Organisations around the country are gearing up to fight the outbreak, such as Plunket offering vaccinations to families with babies, and Health Minister Simeon Brown considering rolling out the measles, mumps and rubella (MMR) zero vaccination to infants between 4 months and 12 months old.
To prevent measles from spreading, 95% of all New Zealanders would need immunity.
We currently have around 82% population immunity, but Howe says rates vary wildly between regions: Northland and Lakes are around 62% and 73%, while the Hutt Valley, Capital & Coast, and Canterbury have 90% coverage.

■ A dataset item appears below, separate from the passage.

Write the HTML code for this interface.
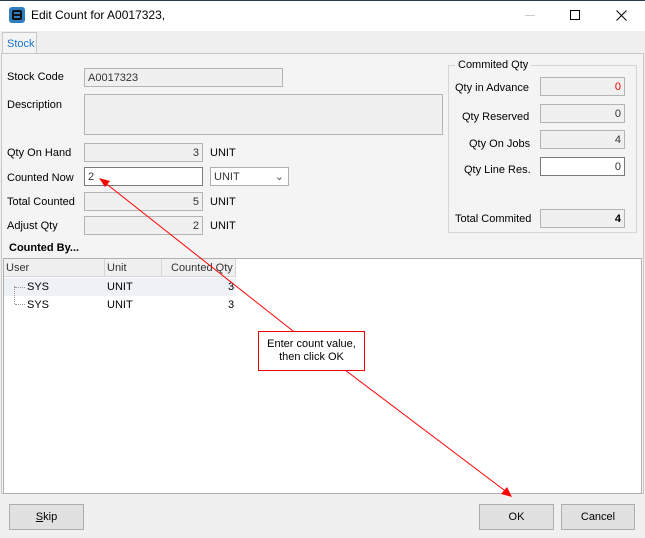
<!DOCTYPE html>
<html><head><style>
*{box-sizing:border-box;margin:0;padding:0}
body{width:645px;height:538px;overflow:hidden;background:#f0f0f0;font-family:"Liberation Sans",sans-serif;font-size:11px;color:#000;position:relative}
.a{position:absolute}
.in{position:absolute;border:1px solid #b4b4b4;background:#f0f0f0;height:19px;line-height:18px;padding:0 3px;color:#333}
.r{text-align:right}
.w{background:#fff;border-color:#7a7a7a}
.lbl{position:absolute}
.btn{position:absolute;border:1px solid #adadad;background:#e1e1e1;text-align:center;line-height:24px;height:26px;font-size:11px}
</style></head><body>
<div class="a" style="left:0;top:0;width:645px;height:1px;background:#2b3b4b"></div>
<div class="a" style="left:0;top:1px;width:645px;height:30px;background:#fff"></div>
<div class="a" style="left:9px;top:7px;width:16px;height:16px;background:#2d7fc1;border-radius:3px"></div>
<div class="a" style="left:12px;top:10px;width:10px;height:10px;border:2px solid #111;border-radius:2px"></div>
<div class="a" style="left:12px;top:14px;width:10px;height:2px;background:#111"></div>
<div class="a" style="left:31px;top:8px;font-size:12px">Edit Count for A0017323,</div>
<div class="a" style="left:525px;top:15px;width:10px;height:1px;background:#ccc"></div>
<div class="a" style="left:570px;top:10px;width:10px;height:10px;border:1px solid #000"></div>
<svg class="a" style="left:616px;top:10px" width="11" height="11"><path d="M0.5 0.5L10.5 10.5M10.5 0.5L0.5 10.5" stroke="#000" stroke-width="1"/></svg>
<div class="a" style="left:2px;top:32px;width:35px;height:22px;background:#f4f4f4;border:1px solid #c8c8c8;border-bottom:none;color:#1a73c6;padding:5px 0 0 4px">Stock</div>
<div class="a" style="left:1px;top:53px;width:643px;height:441px;background:#f4f4f4;border:1px solid #c8c8c8"></div>
<div class="a" style="left:36px;top:53px;width:607px;height:1px;background:#c8c8c8"></div>
<div class="lbl" style="left:7px;top:71px">Stock Code</div>
<div class="in" style="left:84px;top:68px;width:199px">A0017323</div>
<div class="lbl" style="left:7px;top:99px">Description</div>
<div class="in" style="left:84px;top:94px;width:359px;height:41px"></div>
<div class="lbl" style="left:7px;top:147px">Qty On Hand</div>
<div class="in r" style="left:84px;top:143px;width:119px">3</div>
<div class="lbl" style="left:210px;top:147px">UNIT</div>
<div class="lbl" style="left:7px;top:172px">Counted Now</div>
<div class="in w" style="left:84px;top:167px;width:119px">2</div>
<div class="in w" style="left:210px;top:167px;width:79px;border-color:#adadad">UNIT<span style="position:absolute;right:4px;top:0;color:#555">⌄</span></div>
<div class="lbl" style="left:7px;top:196px">Total Counted</div>
<div class="in r" style="left:84px;top:192px;width:119px">5</div>
<div class="lbl" style="left:210px;top:196px">UNIT</div>
<div class="lbl" style="left:7px;top:220px">Adjust Qty</div>
<div class="in r" style="left:84px;top:216px;width:119px">2</div>
<div class="lbl" style="left:210px;top:220px">UNIT</div>
<div class="a" style="left:448px;top:65px;width:189px;height:168px;border:1px solid #d5d5d5"></div>
<div class="a" style="left:455px;top:59px;background:#f4f4f4;padding:0 3px">Commited Qty</div>
<div class="lbl" style="left:455px;top:82px">Qty in Advance</div>
<div class="in r" style="left:540px;top:77px;width:85px;color:#e00">0</div>
<div class="lbl" style="left:462px;top:111px">Qty Reserved</div>
<div class="in r" style="left:540px;top:104px;width:85px">0</div>
<div class="lbl" style="left:469px;top:138px">Qty On Jobs</div>
<div class="in r" style="left:540px;top:130px;width:85px">4</div>
<div class="lbl" style="left:464px;top:164px">Qty Line Res.</div>
<div class="in r w" style="left:540px;top:157px;width:85px">0</div>
<div class="lbl" style="left:455px;top:213px">Total Commited</div>
<div class="in r" style="left:540px;top:209px;width:85px;font-weight:bold;color:#000">4</div>
<div class="lbl" style="left:9px;top:242px;font-weight:bold">Counted By...</div>
<div class="a" style="left:3px;top:258px;width:639px;height:236px;background:#fff;border:1px solid #b0b0b0"></div>
<div class="a" style="left:4px;top:259px;width:232px;height:18px;background:#f0f0f0;border-bottom:1px solid #d5d5d5"></div>
<div class="a" style="left:104px;top:259px;width:1px;height:18px;background:#d5d5d5"></div>
<div class="a" style="left:161px;top:259px;width:1px;height:18px;background:#d5d5d5"></div>
<div class="a" style="left:235px;top:259px;width:1px;height:18px;background:#d5d5d5"></div>
<div class="lbl" style="left:6px;top:262px;color:#333">User</div>
<div class="lbl" style="left:107px;top:262px;color:#333">Unit</div>
<div class="lbl" style="left:171px;top:262px;color:#333">Counted Qty</div>
<div class="a" style="left:4px;top:278px;width:232px;height:18px;background:#eef1f6"></div>
<div class="a" style="left:14px;top:286px;width:1px;height:18px;border-left:1px dotted #999"></div>
<div class="a" style="left:15px;top:287px;width:10px;border-top:1px dotted #999"></div>
<div class="a" style="left:15px;top:304px;width:10px;border-top:1px dotted #999"></div>
<div class="lbl" style="left:27px;top:281px">SYS</div>
<div class="lbl" style="left:107px;top:281px">UNIT</div>
<div class="lbl" style="left:228px;top:281px">3</div>
<div class="lbl" style="left:27px;top:299px">SYS</div>
<div class="lbl" style="left:107px;top:299px">UNIT</div>
<div class="lbl" style="left:228px;top:299px">3</div>
<div class="btn" style="left:9px;top:504px;width:75px"><u>S</u>kip</div>
<div class="btn" style="left:479px;top:504px;width:75px">OK</div>
<div class="btn" style="left:561px;top:504px;width:74px">Cancel</div>
<svg class="a" style="left:0;top:0" width="645" height="538">
<line x1="293" y1="331" x2="104" y2="182" stroke="#f00" stroke-width="1"/>
<polygon points="99,178 110,181 105,187" fill="#f00"/>
<line x1="345" y1="370" x2="508" y2="493" stroke="#f00" stroke-width="1"/>
<polygon points="512,497 501,494 507,487" fill="#f00"/>
</svg>
<div class="a" style="left:258px;top:331px;width:107px;height:40px;background:#fff;border:1px solid #e00;text-align:center;padding-top:6px;line-height:13px">Enter count value,<br>then click OK</div>
</body></html>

Measles is the third most common vaccine-preventable cause of death among children worldwide, according to the national Immunisation Advisory Centre.
For people who were born before the 1970s, measles was a common rite of passage. Most people caught it in childhood and lived to tell the tale.

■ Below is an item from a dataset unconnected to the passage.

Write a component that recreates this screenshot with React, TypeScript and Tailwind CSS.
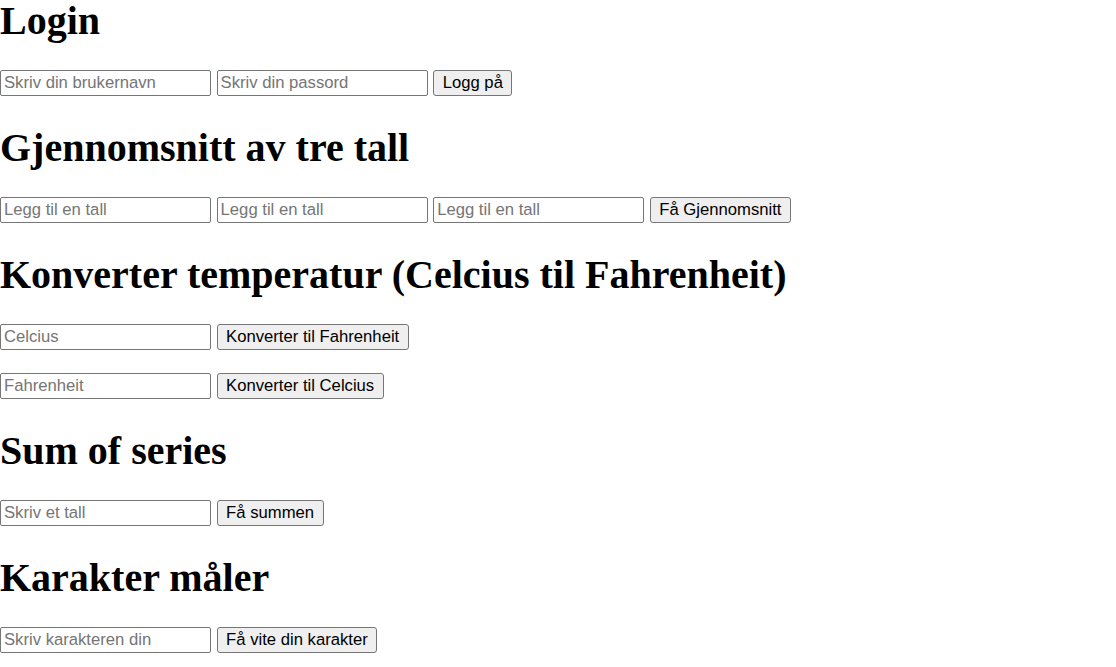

But many of those who lived through it will also remember the horror stories of the ones who didn’t make it - and the ones who suffered serious long-term health impacts.
One famous death was that of Olivia Dahl, the 7-year-old daughter of children’s author Roald Dahl, who died of measles encephalitis in 1962.
“It is not yet generally accepted that measles can be a dangerous illness,” Dahl wrote two decades after her death. “Believe me, it is. In my opinion, parents who now refuse to have their children immunised are putting the lives of those children at risk.”
According to Health NZ, between one and three of every 1000 reported measles cases in the United States results in death, most commonly from pneumonia. It is more severe in malnourished children, pregnant people and those who are immunocompromised.
“Measles is also serious in healthy children: over half of all the children who died from measles in the UK between 1970 and 1983 were previously healthy,” Health NZ says.
Measles also causes “immune amnesia”, making you more vulnerable to catching other illnesses in the days and weeks after the infection, and it can wipe out existing antibody protection gained from previous illnesses or immunisations.
It’s a serious illness that can be prevented with the effective and safe MMR immunisation, which is between 90% and 95% effective in protecting against measles - and no, there is no reputable evidence that the jab causes autism.
Measles is a risky disease to catch, and most of us who catch it will recover.
But a considerable number won’t have that same luck, and it is those people who need our protection.